Made famous by the Snowman and his own take on Father Christmas, Briggs turns the tables with a bogeyman who’s experiencing an existential crisis.
Children will love his silly take on the gruesome; but give yourself a gold star if you can stomach a green smashed avocado sandwich afterwards.
7. The Worst Witch, by Jill Murphy
Everything about the school was dark and shadowy. There were long, narrow corridors and winding staircases – and of course there were the girls themselves, dressed in black gymslips, black stockings, black hobnailed boots, grey shirts and black-and-grey ties. Even their summer dresses were black-and-grey checked.
Forget Hogwarts – it all started with Miss Cackle’s Academy for Witches!
The descriptions in Jill Murphy’s time-honoured tale are especially fun. Could your class create a similarly spooky scene?
8. Jampires, by Sarah McIntyre & David O’Connell
“And we both got SO hungry we couldn’t resist slurping from what we could find.
A dollop of jam would never be missed!
Or at least, we thought, you’d not mind.”
Ever chomped on a doughnut, only to find its delicious filling to be inexplicably absent?
Maybe it wasn’t a bumbling baker after all…
9. Winnie The Witch, by Valerie Thomas
When Wilbur sat on a chair with his eyes open, Winnie could see him. She could see his eyes, anyway.

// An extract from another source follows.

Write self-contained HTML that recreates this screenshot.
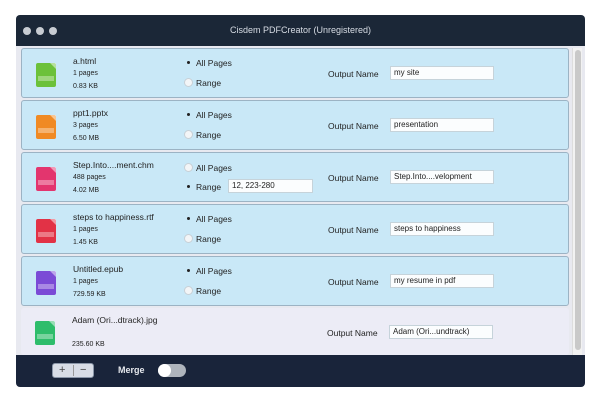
<!DOCTYPE html>
<html><head><style>
*{margin:0;padding:0;box-sizing:border-box}
body{width:600px;height:400px;background:#fff;position:relative;overflow:hidden;font-family:"Liberation Sans",sans-serif;font-size:8px;color:#222}
.win{position:absolute;left:16px;top:15px;width:569px;height:372px;background:#e8e9f0;border-radius:4px;overflow:hidden}
.title{position:absolute;left:0;top:0;width:569px;height:31px;background:#1b2737;color:#d8dde5;font-size:9px;text-align:center;line-height:31px}
.dot{position:absolute;top:12px;width:8px;height:8px;border-radius:50%;background:#c8ccd2}
.row{position:absolute;left:5px;width:548px;height:50px;background:#c9e8f7;border:1px solid #9cb3c4;border-radius:3px}
.row.last{background:#ececf6;border:none}
.ic{position:absolute;left:14px;top:14px;width:20px;height:24px;border-radius:2px}
.ic:after{content:"";position:absolute;right:0;top:0;border-style:solid;border-width:0 6px 6px 0;border-color:transparent #fff transparent transparent;opacity:.5}
.ic i{position:absolute;left:2px;right:2px;top:13px;height:5px;background:rgba(255,255,255,.35)}
.t{position:absolute;left:51px;font-size:8.5px}
.r{position:absolute;left:174px;font-size:8.5px}
.rb{position:absolute;left:-12px;top:0px;width:9px;height:9px;border-radius:50%;background:#f3f5f7;border:1px solid #c8d0d6}
.on2{position:absolute;left:-12px;top:0;width:9px;height:9px}
.on2:after{content:"";position:absolute;left:3px;top:3px;width:3px;height:3px;border-radius:50%;background:#222}
.ol{position:absolute;left:306px;top:20px;font-size:8.5px}
.in{position:absolute;left:368px;top:17px;width:104px;height:14px;background:#fbfdfe;border:1px solid #c6d3da;padding-left:3px;line-height:12px;font-size:8px}
.bot{position:absolute;left:0;top:340px;width:569px;height:32px;background:#19243a}
.scroll{position:absolute;left:556px;top:33px;width:10px;height:307px;background:#f2f2f2;border-left:1px solid #ddd}
.scroll i{position:absolute;left:2px;top:2px;width:6px;height:300px;border-radius:3px;background:#c9c9c9}
</style></head><body>
<div class="win">
<div class="title"><span class="dot" style="left:7px"></span><span class="dot" style="left:20px"></span><span class="dot" style="left:33px"></span>Cisdem PDFCreator (Unregistered)</div>

<div class="row" style="top:33px"><div class="ic" style="background:#6cc13a"><i></i></div>
<div class="t" style="top:7px">a.html</div><div class="t" style="top:21px;font-size:7px">1 pages</div><div class="t" style="top:34px;font-size:7px">0.83 KB</div>
<div class="r" style="top:9px"><span class="on2"></span>All Pages</div>
<div class="r" style="top:29px"><span class="rb"></span>Range</div>
<div class="ol">Output Name</div><div class="in">my site</div></div>

<div class="row" style="top:85px"><div class="ic" style="background:#f08a24"><i></i></div>
<div class="t" style="top:7px">ppt1.pptx</div><div class="t" style="top:21px;font-size:7px">3 pages</div><div class="t" style="top:34px;font-size:7px">6.50 MB</div>
<div class="r" style="top:9px"><span class="on2"></span>All Pages</div>
<div class="r" style="top:29px"><span class="rb"></span>Range</div>
<div class="ol">Output Name</div><div class="in">presentation</div></div>

<div class="row" style="top:137px"><div class="ic" style="background:#e3356e"><i></i></div>
<div class="t" style="top:7px">Step.Into....ment.chm</div><div class="t" style="top:21px;font-size:7px">488 pages</div><div class="t" style="top:34px;font-size:7px">4.02 MB</div>
<div class="r" style="top:10px"><span class="rb"></span>All Pages</div>
<div class="r" style="top:29px"><span class="on2"></span>Range</div>
<div class="in" style="left:206px;top:26px;width:85px">12, 223-280</div>
<div class="ol">Output Name</div><div class="in">Step.Into....velopment</div></div>

<div class="row" style="top:189px"><div class="ic" style="background:#e23246"><i></i></div>
<div class="t" style="top:7px">steps to happiness.rtf</div><div class="t" style="top:21px;font-size:7px">1 pages</div><div class="t" style="top:34px;font-size:7px">1.45 KB</div>
<div class="r" style="top:9px"><span class="on2"></span>All Pages</div>
<div class="r" style="top:29px"><span class="rb"></span>Range</div>
<div class="ol">Output Name</div><div class="in">steps to happiness</div></div>

<div class="row" style="top:241px"><div class="ic" style="background:#7b4bd6"><i></i></div>
<div class="t" style="top:7px">Untitled.epub</div><div class="t" style="top:21px;font-size:7px">1 pages</div><div class="t" style="top:34px;font-size:7px">729.59 KB</div>
<div class="r" style="top:9px"><span class="on2"></span>All Pages</div>
<div class="r" style="top:29px"><span class="rb"></span>Range</div>
<div class="ol">Output Name</div><div class="in">my resume in pdf</div></div>

<div class="row last" style="top:293px;height:47px"><div class="ic" style="background:#2ebd6b;top:13px"><i></i></div>
<div class="t" style="top:7px">Adam (Ori...dtrack).jpg</div><div class="t" style="top:33px;font-size:7px">235.60 KB</div>
<div class="ol">Output Name</div><div class="in">Adam (Ori...undtrack)</div></div>

<div class="scroll"><i></i></div>
<div class="bot">
<div style="position:absolute;left:36px;top:8px;width:42px;height:15px;border:1px solid #8a96a8;border-radius:3px;background:#d8dde6;color:#444;font-size:11px;line-height:13px"><span style="position:absolute;left:6px">+</span><span style="position:absolute;left:20px;top:1px;width:1px;height:11px;background:#999"></span><span style="position:absolute;left:27px">−</span></div>
<div style="position:absolute;left:102px;top:10px;color:#e6e9ee;font-size:9px;font-weight:bold">Merge</div>
<div style="position:absolute;left:142px;top:9px;width:28px;height:13px;border-radius:7px;background:#aeb4bc"><span style="position:absolute;left:0;top:0;width:13px;height:13px;border-radius:50%;background:#fff"></span></div>
</div>
</div>
</body></html>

When Wilbur closed his eyes and went to sleep, Winnie couldn’t see him at all. So she sat on him.
You’re never too young to learn that pets should, ideally, not match your home furnishings.
A lot of cats have featured in this list, and you class might find it fun to compare the pictures. Black cats can look very, very different!
In what other ways could they be described?
10. Stellaluna, by Jannell Cannon
“How can we be so different and feel so much alike?”
“And how can we feel so different and be so much alike?”
Stellaluna is a bat who is separated from her mother and raised by birds. When she finds her family again, she learns how to be bat; and despite their lifestyle contrasts, she stays friends with the chicks.
As heart-warming as a pumpkin spice latte, Stellaluna is a timeless life lesson on difference, kindness and acceptance; appropriate for Halloween, or anytime.